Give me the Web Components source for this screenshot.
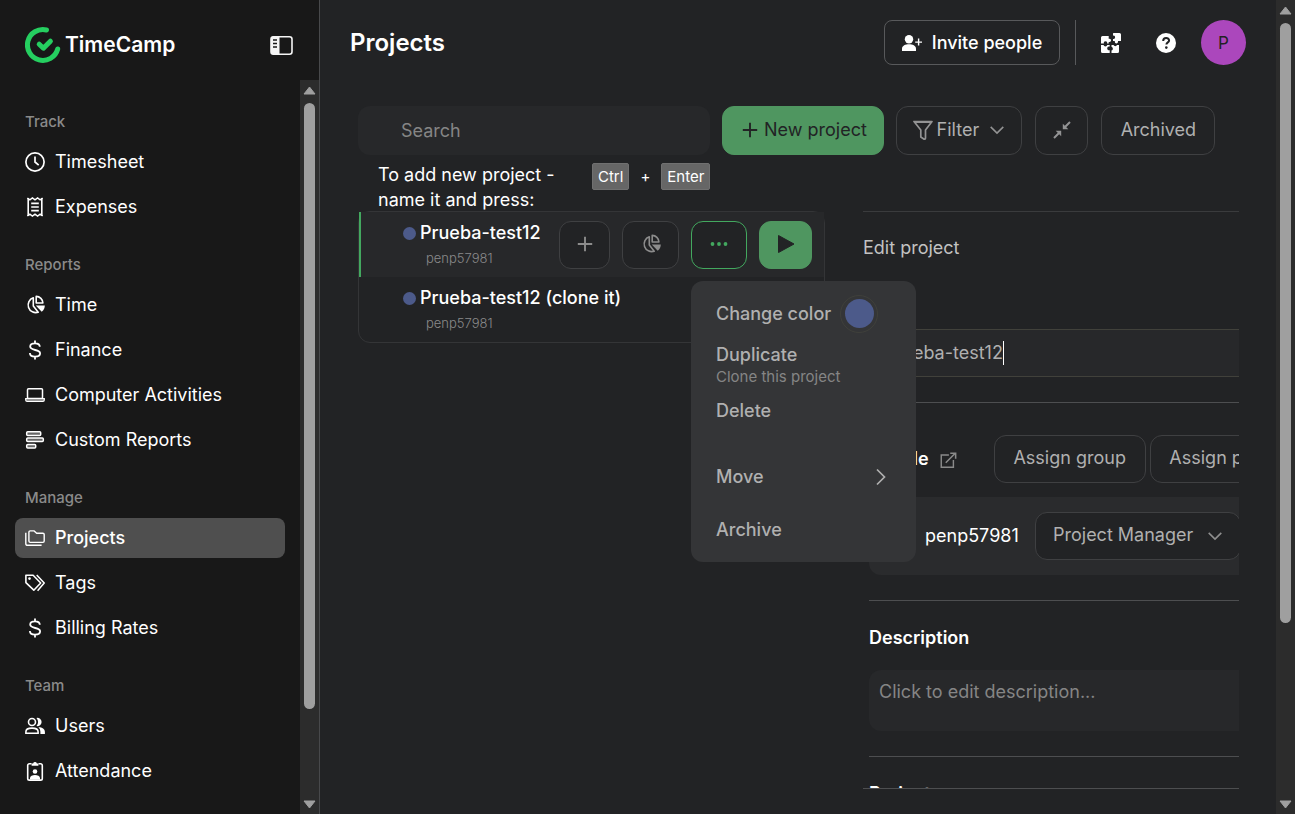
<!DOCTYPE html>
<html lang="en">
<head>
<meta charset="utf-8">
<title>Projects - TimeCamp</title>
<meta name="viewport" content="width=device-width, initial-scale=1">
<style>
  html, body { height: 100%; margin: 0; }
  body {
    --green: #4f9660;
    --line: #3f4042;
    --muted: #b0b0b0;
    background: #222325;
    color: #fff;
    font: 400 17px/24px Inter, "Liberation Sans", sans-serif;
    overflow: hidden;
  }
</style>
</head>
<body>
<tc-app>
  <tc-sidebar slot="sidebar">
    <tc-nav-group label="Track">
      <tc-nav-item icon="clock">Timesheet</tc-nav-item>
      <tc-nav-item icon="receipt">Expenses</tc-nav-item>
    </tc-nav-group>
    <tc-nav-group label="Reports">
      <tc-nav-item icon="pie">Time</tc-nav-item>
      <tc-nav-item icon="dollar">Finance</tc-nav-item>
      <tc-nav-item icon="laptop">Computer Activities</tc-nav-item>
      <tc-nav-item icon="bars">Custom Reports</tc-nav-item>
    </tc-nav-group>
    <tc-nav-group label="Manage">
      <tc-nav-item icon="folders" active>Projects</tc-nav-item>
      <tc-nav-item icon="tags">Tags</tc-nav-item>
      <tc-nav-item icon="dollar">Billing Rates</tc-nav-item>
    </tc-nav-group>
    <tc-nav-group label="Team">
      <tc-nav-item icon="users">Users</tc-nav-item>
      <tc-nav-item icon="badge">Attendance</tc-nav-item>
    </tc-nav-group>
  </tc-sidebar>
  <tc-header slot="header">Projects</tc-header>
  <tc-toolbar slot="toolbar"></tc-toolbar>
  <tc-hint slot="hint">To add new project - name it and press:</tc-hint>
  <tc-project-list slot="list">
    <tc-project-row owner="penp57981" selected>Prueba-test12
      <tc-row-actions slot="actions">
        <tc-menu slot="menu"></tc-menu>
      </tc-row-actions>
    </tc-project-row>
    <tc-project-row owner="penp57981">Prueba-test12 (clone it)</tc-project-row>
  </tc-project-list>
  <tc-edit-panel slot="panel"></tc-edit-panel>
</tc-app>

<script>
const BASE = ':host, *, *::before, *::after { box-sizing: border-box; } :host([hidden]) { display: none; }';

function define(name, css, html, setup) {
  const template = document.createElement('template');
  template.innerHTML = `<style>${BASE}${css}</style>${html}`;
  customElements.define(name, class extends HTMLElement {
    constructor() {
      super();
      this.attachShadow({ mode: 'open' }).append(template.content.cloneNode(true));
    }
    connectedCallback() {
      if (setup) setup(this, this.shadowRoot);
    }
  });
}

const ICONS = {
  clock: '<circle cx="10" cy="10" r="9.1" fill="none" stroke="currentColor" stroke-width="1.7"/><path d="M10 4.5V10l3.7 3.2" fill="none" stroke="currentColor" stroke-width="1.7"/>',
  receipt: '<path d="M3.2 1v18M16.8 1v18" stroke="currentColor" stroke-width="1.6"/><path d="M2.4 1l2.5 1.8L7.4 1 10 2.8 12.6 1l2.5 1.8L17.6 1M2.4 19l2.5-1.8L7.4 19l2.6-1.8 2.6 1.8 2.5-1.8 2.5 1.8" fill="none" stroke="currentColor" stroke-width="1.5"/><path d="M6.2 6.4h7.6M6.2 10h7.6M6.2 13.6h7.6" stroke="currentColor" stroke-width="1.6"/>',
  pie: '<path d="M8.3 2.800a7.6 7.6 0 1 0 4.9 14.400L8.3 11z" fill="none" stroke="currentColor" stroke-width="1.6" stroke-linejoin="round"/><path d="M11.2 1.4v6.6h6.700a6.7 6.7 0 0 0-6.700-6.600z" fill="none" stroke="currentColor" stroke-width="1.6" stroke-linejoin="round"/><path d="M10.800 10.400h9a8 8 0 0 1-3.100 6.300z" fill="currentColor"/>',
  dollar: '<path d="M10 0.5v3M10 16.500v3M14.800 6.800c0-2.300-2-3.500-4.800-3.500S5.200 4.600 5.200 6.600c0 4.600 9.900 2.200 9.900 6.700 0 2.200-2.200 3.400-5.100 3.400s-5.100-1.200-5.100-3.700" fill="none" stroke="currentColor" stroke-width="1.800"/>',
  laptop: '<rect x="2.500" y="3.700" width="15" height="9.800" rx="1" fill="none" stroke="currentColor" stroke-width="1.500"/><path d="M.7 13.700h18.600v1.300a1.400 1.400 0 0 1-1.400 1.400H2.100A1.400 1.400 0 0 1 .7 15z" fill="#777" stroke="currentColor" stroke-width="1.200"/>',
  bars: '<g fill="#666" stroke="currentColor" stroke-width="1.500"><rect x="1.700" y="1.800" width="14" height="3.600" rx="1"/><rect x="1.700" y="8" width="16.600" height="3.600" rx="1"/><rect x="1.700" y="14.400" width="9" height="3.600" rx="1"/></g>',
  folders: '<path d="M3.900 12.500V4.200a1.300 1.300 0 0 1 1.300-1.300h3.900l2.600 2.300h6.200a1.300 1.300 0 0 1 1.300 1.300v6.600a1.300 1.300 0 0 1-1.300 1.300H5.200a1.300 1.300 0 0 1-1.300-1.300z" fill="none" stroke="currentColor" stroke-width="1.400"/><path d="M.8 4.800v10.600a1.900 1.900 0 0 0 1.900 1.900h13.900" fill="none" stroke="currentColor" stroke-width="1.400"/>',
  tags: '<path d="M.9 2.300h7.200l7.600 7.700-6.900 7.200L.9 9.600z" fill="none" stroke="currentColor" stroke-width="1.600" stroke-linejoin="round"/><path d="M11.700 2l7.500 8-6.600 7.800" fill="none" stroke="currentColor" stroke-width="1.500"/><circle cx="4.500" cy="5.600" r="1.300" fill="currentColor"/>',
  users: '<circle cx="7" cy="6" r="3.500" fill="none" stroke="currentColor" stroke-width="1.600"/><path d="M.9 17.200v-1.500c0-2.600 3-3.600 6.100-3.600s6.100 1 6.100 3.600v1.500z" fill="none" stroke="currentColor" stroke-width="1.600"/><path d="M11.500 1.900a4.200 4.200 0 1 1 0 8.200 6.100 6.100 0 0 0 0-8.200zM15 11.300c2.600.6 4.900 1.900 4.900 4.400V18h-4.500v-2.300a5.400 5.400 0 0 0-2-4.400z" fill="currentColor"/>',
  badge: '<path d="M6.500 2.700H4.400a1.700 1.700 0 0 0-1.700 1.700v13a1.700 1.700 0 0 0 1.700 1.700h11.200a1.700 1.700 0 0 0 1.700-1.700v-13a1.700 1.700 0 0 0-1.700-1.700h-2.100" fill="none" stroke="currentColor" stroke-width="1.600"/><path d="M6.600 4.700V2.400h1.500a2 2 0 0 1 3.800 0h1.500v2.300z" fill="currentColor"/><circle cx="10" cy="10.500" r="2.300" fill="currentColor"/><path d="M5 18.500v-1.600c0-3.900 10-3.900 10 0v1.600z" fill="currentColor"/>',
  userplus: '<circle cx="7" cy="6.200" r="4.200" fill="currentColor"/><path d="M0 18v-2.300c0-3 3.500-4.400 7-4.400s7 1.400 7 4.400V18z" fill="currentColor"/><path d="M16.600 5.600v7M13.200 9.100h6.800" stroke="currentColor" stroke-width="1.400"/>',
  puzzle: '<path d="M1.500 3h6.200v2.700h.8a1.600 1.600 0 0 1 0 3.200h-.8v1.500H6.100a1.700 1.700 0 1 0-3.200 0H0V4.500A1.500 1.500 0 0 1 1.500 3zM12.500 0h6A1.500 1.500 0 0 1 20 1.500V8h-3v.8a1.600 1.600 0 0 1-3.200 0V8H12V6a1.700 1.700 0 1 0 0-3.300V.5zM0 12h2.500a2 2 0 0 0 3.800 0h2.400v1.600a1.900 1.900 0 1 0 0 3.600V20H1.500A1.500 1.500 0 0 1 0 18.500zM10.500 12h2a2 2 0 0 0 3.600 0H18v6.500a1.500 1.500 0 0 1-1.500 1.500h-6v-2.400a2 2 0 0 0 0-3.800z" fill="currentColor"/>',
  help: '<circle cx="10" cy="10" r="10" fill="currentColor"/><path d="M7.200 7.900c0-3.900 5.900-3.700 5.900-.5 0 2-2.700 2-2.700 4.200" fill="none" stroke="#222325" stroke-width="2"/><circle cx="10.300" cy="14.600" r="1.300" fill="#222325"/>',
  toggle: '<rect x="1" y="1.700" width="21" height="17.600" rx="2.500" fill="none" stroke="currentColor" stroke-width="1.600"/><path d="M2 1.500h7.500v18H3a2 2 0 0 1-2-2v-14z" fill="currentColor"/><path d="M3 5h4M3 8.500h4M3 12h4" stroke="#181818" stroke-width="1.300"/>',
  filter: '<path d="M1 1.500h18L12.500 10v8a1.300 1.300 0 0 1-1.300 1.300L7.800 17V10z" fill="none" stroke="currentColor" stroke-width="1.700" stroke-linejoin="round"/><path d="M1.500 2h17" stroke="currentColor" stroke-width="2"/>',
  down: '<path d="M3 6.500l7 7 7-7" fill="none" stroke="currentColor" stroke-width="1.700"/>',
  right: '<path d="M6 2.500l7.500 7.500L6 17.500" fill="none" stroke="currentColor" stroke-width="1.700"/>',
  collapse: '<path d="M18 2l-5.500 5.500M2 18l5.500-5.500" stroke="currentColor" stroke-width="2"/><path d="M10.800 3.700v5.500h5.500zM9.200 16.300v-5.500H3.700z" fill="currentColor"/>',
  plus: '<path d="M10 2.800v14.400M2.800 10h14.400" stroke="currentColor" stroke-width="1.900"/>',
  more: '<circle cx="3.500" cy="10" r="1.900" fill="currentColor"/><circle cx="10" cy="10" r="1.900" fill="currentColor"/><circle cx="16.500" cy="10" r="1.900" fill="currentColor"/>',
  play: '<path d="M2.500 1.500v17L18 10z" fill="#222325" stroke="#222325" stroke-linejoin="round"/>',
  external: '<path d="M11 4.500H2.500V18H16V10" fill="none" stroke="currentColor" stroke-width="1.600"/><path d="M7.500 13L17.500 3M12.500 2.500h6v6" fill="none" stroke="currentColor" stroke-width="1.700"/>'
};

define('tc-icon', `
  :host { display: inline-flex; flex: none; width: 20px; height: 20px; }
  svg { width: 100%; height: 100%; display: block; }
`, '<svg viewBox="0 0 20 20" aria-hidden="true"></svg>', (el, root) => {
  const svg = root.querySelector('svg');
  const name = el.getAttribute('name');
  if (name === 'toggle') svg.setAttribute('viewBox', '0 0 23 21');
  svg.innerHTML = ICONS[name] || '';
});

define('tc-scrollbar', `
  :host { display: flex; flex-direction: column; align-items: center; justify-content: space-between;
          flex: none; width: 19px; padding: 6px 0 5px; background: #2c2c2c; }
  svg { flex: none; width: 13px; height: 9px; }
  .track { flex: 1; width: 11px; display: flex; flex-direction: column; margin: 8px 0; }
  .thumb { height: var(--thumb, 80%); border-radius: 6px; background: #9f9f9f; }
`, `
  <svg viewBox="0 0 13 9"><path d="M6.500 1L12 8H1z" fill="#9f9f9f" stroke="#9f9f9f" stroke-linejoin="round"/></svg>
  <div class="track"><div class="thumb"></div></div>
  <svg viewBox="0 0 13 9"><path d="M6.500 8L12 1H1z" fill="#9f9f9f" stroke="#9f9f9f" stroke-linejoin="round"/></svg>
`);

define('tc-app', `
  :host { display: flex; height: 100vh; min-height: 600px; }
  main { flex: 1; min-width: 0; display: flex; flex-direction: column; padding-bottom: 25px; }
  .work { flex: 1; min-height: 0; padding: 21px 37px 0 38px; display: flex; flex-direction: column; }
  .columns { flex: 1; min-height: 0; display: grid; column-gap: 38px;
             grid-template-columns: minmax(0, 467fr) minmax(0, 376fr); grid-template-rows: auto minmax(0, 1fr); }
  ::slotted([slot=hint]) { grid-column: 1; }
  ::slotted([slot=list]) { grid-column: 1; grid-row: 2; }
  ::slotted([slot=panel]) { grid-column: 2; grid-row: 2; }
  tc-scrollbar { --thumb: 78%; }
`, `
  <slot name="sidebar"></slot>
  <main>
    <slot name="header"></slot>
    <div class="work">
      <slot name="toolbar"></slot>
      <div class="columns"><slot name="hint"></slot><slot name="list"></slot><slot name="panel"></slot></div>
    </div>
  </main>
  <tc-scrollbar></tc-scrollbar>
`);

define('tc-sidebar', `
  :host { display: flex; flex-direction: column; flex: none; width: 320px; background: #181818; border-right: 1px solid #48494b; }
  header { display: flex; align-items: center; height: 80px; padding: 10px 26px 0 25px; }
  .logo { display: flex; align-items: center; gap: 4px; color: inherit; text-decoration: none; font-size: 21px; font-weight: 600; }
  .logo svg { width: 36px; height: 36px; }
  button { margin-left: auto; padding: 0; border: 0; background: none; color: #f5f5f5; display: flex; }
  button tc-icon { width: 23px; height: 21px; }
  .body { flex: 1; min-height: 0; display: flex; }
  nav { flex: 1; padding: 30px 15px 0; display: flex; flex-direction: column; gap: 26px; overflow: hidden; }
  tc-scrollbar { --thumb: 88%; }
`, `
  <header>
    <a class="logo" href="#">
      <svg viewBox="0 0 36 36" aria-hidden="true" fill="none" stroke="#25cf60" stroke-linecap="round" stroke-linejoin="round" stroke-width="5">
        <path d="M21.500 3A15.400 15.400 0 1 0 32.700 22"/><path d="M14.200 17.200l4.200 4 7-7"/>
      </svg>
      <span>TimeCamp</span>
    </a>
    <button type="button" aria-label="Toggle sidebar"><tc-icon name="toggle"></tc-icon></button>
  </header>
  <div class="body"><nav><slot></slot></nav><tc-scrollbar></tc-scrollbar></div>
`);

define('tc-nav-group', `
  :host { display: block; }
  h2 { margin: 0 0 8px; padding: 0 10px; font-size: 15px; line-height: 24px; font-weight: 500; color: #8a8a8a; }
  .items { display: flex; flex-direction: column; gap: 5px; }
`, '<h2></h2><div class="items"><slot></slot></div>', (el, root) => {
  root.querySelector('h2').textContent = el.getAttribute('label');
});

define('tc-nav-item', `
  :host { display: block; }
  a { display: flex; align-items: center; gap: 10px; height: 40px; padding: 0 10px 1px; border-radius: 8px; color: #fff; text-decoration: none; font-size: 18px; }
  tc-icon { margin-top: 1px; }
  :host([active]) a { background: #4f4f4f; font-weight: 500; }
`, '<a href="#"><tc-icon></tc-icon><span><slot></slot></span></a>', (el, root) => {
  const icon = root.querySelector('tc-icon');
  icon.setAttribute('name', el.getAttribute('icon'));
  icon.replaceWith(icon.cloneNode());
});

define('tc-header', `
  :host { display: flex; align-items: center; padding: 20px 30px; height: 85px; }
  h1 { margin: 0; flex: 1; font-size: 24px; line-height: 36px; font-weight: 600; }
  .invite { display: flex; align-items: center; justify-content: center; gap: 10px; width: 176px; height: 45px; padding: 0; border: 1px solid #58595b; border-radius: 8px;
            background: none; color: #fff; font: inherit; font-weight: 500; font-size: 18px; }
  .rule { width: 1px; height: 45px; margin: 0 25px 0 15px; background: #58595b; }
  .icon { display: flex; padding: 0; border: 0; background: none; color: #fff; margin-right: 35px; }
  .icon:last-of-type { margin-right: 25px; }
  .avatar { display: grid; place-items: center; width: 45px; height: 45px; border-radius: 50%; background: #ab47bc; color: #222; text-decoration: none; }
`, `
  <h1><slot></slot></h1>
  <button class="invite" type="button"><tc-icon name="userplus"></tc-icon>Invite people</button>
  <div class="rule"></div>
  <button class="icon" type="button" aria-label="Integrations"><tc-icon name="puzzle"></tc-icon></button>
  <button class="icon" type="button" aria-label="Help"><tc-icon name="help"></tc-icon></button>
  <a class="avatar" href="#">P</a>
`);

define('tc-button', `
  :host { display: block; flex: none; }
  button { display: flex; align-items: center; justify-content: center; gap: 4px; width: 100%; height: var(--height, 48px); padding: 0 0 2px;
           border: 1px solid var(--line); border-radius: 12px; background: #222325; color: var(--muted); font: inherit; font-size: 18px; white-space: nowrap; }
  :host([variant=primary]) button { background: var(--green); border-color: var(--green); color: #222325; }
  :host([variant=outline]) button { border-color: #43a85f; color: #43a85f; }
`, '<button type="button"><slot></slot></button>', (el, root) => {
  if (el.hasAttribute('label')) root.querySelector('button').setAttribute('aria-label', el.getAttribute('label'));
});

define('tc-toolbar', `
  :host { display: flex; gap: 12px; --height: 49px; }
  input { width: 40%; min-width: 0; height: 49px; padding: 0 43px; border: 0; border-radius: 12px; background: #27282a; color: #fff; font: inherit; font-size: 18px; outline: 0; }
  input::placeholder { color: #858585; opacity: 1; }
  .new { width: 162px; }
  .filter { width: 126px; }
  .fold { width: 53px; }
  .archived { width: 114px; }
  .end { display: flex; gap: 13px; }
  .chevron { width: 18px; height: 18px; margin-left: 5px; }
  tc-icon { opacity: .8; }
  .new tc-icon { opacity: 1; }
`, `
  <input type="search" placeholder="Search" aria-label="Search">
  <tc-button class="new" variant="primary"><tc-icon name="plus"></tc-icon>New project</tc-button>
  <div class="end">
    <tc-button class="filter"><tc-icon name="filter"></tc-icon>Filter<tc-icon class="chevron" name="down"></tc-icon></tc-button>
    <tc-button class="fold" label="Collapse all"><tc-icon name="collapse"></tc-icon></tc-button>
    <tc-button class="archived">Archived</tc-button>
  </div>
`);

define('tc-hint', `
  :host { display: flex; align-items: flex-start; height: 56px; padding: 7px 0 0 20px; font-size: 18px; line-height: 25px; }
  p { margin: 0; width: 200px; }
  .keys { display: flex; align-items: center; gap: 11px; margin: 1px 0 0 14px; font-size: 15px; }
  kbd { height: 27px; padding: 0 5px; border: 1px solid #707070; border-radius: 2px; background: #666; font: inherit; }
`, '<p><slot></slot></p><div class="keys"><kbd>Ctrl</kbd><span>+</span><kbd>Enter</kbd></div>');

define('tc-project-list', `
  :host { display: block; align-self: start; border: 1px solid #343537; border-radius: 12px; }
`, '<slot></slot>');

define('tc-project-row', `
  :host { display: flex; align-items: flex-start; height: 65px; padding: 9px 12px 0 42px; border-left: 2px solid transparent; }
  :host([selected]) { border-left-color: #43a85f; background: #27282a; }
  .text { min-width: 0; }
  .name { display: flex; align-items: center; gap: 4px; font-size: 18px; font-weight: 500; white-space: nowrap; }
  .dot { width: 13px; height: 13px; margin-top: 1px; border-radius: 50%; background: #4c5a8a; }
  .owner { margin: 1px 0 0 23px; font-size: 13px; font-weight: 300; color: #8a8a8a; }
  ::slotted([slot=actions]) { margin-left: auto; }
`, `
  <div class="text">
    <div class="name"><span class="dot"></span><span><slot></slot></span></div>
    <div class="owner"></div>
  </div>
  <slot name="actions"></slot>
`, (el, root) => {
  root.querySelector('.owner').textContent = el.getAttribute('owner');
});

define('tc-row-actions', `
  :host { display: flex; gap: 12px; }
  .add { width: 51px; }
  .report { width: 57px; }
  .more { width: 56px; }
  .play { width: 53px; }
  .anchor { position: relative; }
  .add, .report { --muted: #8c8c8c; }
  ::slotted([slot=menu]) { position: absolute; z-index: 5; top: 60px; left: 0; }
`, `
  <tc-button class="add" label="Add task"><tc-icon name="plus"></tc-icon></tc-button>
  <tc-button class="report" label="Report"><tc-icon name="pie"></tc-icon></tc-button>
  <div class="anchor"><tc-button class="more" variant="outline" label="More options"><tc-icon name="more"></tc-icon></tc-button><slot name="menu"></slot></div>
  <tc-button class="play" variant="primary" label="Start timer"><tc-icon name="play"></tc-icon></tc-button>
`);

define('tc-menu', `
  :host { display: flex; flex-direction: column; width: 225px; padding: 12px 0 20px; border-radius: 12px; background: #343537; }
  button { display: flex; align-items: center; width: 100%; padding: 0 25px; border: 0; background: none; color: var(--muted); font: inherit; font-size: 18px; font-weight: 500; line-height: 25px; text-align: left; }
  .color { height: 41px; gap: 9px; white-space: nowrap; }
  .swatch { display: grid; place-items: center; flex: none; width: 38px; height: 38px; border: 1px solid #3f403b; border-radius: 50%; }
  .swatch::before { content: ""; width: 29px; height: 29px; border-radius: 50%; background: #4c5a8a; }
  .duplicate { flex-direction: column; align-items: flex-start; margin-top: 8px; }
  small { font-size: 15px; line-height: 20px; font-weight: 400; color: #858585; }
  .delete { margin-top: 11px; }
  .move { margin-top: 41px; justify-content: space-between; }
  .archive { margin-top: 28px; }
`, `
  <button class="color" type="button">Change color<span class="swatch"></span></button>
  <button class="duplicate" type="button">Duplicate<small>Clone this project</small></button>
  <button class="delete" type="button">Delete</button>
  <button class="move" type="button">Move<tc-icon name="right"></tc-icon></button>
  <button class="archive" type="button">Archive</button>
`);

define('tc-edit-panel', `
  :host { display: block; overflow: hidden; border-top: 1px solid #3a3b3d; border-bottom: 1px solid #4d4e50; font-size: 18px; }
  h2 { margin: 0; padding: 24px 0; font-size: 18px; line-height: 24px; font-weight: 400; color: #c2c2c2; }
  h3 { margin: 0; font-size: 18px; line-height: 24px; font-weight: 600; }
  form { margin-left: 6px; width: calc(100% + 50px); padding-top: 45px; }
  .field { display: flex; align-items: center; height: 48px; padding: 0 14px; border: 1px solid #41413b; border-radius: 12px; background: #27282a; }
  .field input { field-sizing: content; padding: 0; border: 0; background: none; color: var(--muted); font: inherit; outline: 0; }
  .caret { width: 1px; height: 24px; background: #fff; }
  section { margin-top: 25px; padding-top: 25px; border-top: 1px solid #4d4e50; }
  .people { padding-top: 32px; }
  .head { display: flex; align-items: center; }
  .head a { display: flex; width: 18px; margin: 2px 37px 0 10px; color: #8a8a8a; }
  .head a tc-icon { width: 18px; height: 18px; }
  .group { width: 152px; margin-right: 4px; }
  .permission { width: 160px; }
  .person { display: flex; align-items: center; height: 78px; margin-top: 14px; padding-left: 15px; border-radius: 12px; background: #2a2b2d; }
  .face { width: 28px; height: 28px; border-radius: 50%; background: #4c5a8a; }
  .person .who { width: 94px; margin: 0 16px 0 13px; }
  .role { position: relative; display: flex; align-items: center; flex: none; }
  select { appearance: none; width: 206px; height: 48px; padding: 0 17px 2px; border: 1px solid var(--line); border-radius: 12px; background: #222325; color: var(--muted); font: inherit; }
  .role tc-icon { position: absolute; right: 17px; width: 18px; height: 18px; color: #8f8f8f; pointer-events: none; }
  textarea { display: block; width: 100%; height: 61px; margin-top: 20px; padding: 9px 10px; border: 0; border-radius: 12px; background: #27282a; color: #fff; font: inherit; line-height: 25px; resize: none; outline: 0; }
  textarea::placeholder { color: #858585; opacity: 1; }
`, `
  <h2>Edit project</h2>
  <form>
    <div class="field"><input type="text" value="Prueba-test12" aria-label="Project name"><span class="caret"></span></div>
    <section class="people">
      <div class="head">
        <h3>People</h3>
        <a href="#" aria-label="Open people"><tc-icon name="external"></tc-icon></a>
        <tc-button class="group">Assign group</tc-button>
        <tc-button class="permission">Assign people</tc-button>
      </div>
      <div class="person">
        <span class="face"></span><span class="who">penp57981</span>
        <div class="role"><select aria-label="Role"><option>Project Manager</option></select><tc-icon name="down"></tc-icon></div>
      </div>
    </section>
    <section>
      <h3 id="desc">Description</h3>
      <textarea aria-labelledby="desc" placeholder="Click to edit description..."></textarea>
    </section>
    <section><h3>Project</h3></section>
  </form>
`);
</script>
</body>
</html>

### [Given exercise]
Write out the lines from the start of the material to the line with "const BASE = ':host, *, *::before, *::after", inclusive and exactly. Skip the pictures.

### [Written response]
Give me the Web Components source for this screenshot.
<!DOCTYPE html>
<html lang="en">
<head>
<meta charset="utf-8">
<title>Projects - TimeCamp</title>
<meta name="viewport" content="width=device-width, initial-scale=1">
<style>
  html, body { height: 100%; margin: 0; }
  body {
    --green: #4f9660;
    --line: #3f4042;
    --muted: #b0b0b0;
    background: #222325;
    color: #fff;
    font: 400 17px/24px Inter, "Liberation Sans", sans-serif;
    overflow: hidden;
  }
</style>
</head>
<body>
<tc-app>
  <tc-sidebar slot="sidebar">
    <tc-nav-group label="Track">
      <tc-nav-item icon="clock">Timesheet</tc-nav-item>
      <tc-nav-item icon="receipt">Expenses</tc-nav-item>
    </tc-nav-group>
    <tc-nav-group label="Reports">
      <tc-nav-item icon="pie">Time</tc-nav-item>
      <tc-nav-item icon="dollar">Finance</tc-nav-item>
      <tc-nav-item icon="laptop">Computer Activities</tc-nav-item>
      <tc-nav-item icon="bars">Custom Reports</tc-nav-item>
    </tc-nav-group>
    <tc-nav-group label="Manage">
      <tc-nav-item icon="folders" active>Projects</tc-nav-item>
      <tc-nav-item icon="tags">Tags</tc-nav-item>
      <tc-nav-item icon="dollar">Billing Rates</tc-nav-item>
    </tc-nav-group>
    <tc-nav-group label="Team">
      <tc-nav-item icon="users">Users</tc-nav-item>
      <tc-nav-item icon="badge">Attendance</tc-nav-item>
    </tc-nav-group>
  </tc-sidebar>
  <tc-header slot="header">Projects</tc-header>
  <tc-toolbar slot="toolbar"></tc-toolbar>
  <tc-hint slot="hint">To add new project - name it and press:</tc-hint>
  <tc-project-list slot="list">
    <tc-project-row owner="penp57981" selected>Prueba-test12
      <tc-row-actions slot="actions">
        <tc-menu slot="menu"></tc-menu>
      </tc-row-actions>
    </tc-project-row>
    <tc-project-row owner="penp57981">Prueba-test12 (clone it)</tc-project-row>
  </tc-project-list>
  <tc-edit-panel slot="panel"></tc-edit-panel>
</tc-app>

<script>
const BASE = ':host, *, *::before, *::after { box-sizing: border-box; } :host([hidden]) { display: none; }';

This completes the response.